EXTRACTED ENTRIES:
================
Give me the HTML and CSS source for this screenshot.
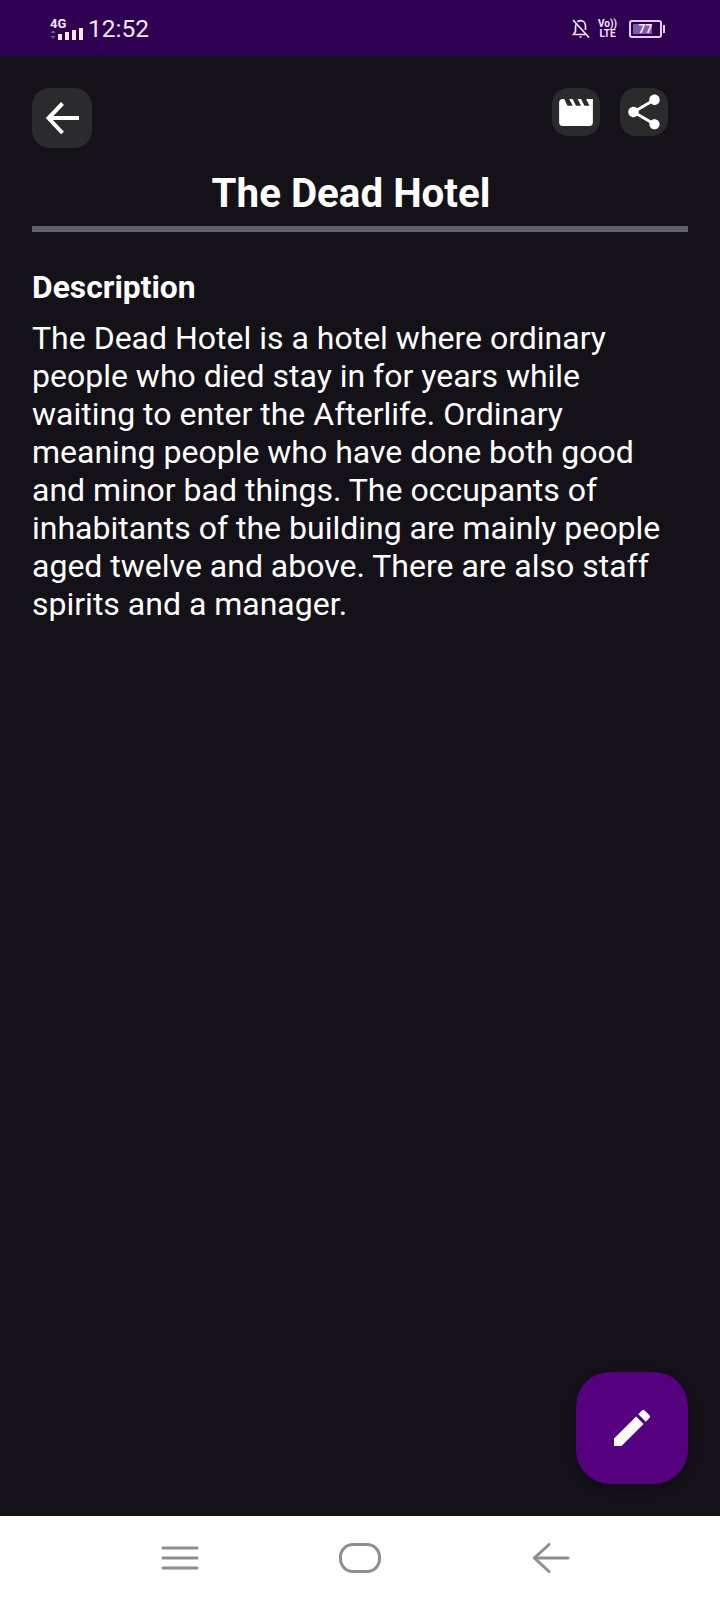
================
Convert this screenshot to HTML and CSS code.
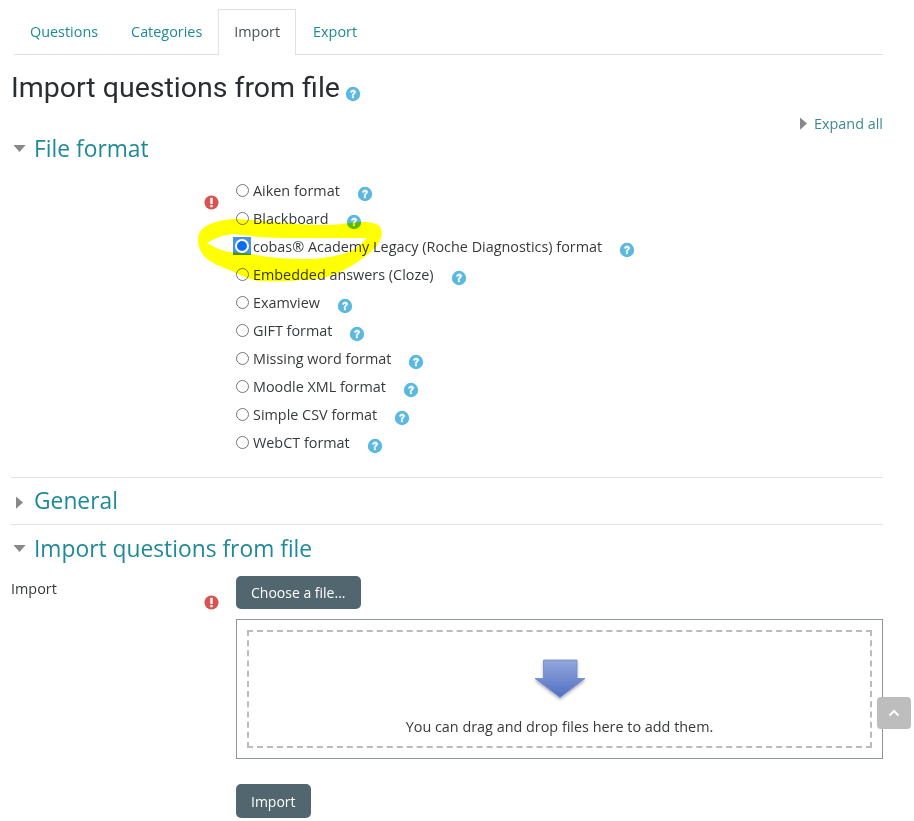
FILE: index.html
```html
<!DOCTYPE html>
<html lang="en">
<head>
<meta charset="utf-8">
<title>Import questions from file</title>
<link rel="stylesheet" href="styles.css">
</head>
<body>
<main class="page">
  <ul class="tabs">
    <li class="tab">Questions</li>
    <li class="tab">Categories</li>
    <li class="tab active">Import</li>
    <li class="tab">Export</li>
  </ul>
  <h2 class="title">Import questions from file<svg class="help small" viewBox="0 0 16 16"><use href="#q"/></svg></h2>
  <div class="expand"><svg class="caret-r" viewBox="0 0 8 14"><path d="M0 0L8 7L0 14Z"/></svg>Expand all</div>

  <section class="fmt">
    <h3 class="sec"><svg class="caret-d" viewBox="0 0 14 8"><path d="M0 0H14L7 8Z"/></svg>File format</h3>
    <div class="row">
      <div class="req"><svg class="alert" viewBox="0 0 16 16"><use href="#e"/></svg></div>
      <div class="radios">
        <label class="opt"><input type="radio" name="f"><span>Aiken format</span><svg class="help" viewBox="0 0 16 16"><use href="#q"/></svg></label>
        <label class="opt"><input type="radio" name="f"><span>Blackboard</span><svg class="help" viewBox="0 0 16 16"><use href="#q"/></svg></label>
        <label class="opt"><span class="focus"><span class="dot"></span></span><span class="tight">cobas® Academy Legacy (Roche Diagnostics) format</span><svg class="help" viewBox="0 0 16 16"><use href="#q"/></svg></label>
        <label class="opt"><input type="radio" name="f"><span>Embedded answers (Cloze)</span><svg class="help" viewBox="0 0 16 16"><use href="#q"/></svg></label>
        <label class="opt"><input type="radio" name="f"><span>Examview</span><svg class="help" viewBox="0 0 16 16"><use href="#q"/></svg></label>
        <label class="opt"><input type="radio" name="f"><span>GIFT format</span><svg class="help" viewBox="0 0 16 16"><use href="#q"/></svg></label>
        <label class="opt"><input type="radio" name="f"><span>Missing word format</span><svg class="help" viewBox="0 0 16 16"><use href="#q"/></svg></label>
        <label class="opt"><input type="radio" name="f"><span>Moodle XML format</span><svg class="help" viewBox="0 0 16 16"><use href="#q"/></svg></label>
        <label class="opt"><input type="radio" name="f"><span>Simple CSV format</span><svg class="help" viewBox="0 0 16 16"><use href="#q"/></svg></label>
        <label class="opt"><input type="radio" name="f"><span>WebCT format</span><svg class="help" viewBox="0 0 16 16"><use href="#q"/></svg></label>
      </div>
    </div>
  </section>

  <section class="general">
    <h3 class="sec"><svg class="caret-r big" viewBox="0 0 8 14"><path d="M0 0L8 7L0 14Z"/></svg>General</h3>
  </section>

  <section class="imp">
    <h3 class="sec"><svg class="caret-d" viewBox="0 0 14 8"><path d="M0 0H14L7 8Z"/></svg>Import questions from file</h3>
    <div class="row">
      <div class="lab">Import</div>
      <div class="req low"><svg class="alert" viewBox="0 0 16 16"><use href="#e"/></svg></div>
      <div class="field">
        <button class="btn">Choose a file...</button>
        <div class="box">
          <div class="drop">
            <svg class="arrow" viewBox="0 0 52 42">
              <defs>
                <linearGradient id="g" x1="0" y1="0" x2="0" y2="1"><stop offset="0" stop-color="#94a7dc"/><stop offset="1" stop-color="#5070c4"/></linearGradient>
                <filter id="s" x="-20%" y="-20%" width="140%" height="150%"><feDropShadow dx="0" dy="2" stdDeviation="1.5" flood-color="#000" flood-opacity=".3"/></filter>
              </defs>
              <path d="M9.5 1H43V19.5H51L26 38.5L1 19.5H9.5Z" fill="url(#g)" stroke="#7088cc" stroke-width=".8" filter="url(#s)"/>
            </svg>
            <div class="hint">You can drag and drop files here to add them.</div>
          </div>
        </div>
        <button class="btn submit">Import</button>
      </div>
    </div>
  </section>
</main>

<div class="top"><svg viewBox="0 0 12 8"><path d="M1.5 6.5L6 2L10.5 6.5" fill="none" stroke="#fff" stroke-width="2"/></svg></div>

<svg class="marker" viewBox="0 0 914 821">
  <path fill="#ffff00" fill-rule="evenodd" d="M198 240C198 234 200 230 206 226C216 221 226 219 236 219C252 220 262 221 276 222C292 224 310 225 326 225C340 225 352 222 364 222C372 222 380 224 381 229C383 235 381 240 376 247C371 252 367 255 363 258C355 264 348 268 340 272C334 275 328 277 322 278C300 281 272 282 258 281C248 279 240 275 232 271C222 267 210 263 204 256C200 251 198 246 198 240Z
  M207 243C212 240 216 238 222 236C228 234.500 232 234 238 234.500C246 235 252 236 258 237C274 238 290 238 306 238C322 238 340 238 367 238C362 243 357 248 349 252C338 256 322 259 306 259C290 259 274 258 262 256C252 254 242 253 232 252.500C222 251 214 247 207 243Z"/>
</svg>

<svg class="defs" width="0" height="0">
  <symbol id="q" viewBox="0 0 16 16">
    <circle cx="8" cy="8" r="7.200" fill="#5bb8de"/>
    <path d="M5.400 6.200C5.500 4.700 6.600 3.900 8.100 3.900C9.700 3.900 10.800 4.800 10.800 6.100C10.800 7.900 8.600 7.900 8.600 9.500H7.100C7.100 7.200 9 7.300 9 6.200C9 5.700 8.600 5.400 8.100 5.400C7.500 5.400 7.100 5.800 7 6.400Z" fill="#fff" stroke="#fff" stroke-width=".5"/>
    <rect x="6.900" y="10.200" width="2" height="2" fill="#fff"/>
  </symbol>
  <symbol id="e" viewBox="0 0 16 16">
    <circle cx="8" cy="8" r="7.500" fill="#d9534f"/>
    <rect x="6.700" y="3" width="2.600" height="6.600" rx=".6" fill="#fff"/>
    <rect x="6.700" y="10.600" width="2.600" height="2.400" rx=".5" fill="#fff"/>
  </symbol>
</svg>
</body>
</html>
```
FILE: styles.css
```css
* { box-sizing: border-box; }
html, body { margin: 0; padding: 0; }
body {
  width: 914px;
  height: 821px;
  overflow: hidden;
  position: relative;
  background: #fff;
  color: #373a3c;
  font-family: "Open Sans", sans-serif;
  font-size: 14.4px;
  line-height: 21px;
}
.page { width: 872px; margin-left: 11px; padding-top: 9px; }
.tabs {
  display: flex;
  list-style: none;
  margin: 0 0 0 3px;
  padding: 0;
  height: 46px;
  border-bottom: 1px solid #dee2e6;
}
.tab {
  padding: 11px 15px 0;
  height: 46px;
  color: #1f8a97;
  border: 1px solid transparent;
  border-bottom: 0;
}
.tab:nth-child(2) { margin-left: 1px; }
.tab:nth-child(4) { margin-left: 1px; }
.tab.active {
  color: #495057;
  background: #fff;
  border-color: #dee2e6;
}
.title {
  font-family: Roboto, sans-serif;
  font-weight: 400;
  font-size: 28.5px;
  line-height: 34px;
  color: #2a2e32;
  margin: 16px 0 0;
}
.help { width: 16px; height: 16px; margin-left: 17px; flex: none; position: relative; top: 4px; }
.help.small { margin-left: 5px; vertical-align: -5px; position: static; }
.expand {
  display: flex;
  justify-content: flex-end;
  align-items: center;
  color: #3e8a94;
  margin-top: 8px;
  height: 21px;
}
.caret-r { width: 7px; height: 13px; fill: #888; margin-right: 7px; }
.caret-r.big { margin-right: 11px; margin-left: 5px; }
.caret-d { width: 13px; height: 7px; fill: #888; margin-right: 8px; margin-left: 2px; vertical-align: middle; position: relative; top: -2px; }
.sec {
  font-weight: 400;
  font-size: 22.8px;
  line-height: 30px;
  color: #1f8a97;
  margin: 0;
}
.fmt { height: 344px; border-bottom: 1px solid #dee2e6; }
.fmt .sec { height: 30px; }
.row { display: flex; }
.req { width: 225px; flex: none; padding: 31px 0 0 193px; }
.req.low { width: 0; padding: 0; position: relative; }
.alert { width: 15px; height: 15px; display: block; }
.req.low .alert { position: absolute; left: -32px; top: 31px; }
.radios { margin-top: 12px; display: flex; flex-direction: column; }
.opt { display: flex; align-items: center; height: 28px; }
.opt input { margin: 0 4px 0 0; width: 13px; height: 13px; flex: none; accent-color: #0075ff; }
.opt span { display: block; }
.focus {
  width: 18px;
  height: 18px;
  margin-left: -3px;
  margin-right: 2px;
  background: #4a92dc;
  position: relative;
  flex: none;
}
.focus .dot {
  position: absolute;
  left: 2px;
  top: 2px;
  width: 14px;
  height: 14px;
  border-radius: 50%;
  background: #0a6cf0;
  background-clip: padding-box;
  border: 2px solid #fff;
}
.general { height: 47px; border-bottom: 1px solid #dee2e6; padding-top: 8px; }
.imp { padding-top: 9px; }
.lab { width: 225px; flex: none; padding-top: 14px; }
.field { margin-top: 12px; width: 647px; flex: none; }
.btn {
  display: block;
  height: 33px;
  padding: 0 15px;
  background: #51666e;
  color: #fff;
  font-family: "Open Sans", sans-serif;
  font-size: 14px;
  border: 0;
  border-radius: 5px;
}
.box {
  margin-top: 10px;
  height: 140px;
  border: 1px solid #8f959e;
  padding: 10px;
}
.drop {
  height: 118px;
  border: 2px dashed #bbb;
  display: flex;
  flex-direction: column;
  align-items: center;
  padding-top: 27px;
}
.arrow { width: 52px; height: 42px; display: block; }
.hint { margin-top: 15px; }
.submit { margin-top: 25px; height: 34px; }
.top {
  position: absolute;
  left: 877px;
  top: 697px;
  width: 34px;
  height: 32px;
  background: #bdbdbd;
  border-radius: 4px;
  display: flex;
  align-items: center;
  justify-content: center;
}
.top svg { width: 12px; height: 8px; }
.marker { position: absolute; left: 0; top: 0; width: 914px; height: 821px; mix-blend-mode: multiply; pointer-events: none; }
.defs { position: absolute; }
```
================
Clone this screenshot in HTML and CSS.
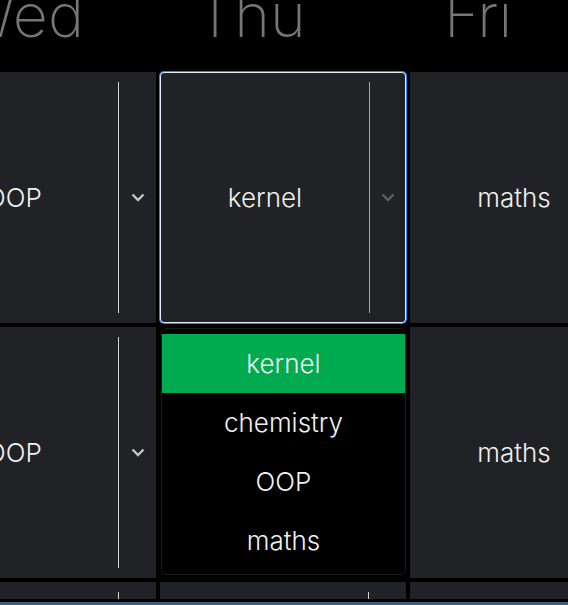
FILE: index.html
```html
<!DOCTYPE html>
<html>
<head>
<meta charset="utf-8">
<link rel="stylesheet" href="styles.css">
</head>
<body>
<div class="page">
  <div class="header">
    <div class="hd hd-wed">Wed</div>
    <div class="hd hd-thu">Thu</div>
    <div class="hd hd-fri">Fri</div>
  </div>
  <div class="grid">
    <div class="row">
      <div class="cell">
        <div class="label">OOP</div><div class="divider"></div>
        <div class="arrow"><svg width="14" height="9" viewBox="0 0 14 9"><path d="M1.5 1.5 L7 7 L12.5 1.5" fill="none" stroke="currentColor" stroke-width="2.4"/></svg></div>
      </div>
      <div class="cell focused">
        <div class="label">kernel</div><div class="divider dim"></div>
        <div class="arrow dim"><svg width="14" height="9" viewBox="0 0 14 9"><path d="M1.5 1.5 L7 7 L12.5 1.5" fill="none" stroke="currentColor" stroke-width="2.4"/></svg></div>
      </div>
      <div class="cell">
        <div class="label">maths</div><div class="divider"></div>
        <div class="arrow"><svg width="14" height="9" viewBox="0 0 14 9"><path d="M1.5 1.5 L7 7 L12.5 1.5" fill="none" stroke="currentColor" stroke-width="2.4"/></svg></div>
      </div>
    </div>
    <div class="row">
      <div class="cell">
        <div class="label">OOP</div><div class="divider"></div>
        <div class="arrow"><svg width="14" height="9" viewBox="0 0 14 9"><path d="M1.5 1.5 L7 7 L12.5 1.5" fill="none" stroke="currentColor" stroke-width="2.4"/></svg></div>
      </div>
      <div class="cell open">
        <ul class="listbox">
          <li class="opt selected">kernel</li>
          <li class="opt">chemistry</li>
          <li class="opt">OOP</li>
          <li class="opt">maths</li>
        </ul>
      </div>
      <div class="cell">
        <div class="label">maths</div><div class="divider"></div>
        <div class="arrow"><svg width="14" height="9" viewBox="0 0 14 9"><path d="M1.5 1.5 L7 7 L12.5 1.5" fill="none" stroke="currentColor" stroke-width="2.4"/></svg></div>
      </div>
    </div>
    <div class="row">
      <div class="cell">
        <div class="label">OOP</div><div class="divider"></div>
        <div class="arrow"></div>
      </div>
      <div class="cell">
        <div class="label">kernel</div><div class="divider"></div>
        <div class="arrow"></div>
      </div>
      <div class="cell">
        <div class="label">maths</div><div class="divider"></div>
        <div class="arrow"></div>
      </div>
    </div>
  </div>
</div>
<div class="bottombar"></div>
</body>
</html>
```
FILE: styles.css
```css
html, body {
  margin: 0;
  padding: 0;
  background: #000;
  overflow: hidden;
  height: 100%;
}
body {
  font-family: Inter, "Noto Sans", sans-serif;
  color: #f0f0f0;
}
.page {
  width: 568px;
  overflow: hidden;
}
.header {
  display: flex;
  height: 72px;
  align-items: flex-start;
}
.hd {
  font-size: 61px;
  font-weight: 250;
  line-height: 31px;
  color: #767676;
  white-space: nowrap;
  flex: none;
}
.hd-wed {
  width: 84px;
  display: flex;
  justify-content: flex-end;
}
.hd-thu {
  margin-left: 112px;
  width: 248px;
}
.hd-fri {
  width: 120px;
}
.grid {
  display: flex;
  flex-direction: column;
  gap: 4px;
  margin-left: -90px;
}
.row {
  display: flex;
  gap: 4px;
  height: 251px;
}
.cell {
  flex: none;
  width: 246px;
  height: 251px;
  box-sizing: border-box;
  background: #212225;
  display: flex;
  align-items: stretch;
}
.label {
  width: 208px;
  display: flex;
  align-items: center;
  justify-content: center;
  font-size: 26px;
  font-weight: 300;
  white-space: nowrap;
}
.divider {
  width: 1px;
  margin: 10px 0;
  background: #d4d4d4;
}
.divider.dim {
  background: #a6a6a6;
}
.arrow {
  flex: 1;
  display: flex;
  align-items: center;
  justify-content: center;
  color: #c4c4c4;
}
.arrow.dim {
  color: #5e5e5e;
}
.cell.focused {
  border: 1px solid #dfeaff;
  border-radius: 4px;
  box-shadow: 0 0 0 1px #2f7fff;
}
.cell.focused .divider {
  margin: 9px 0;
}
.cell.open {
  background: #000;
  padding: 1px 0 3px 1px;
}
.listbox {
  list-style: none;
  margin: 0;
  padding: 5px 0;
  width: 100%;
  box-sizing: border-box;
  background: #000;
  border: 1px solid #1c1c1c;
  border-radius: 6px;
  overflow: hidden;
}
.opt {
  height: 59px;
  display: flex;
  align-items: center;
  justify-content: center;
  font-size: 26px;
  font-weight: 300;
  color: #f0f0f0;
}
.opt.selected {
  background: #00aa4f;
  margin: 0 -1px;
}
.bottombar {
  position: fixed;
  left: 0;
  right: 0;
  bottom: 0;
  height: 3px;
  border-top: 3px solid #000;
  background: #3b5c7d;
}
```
================
SET PROBLEM: Copy out every line of the listing that contains the string "screenshot".

RESULT FOR THIS TASK:
Give me the HTML and CSS source for this screenshot.
Convert this screenshot to HTML and CSS code.
Clone this screenshot in HTML and CSS.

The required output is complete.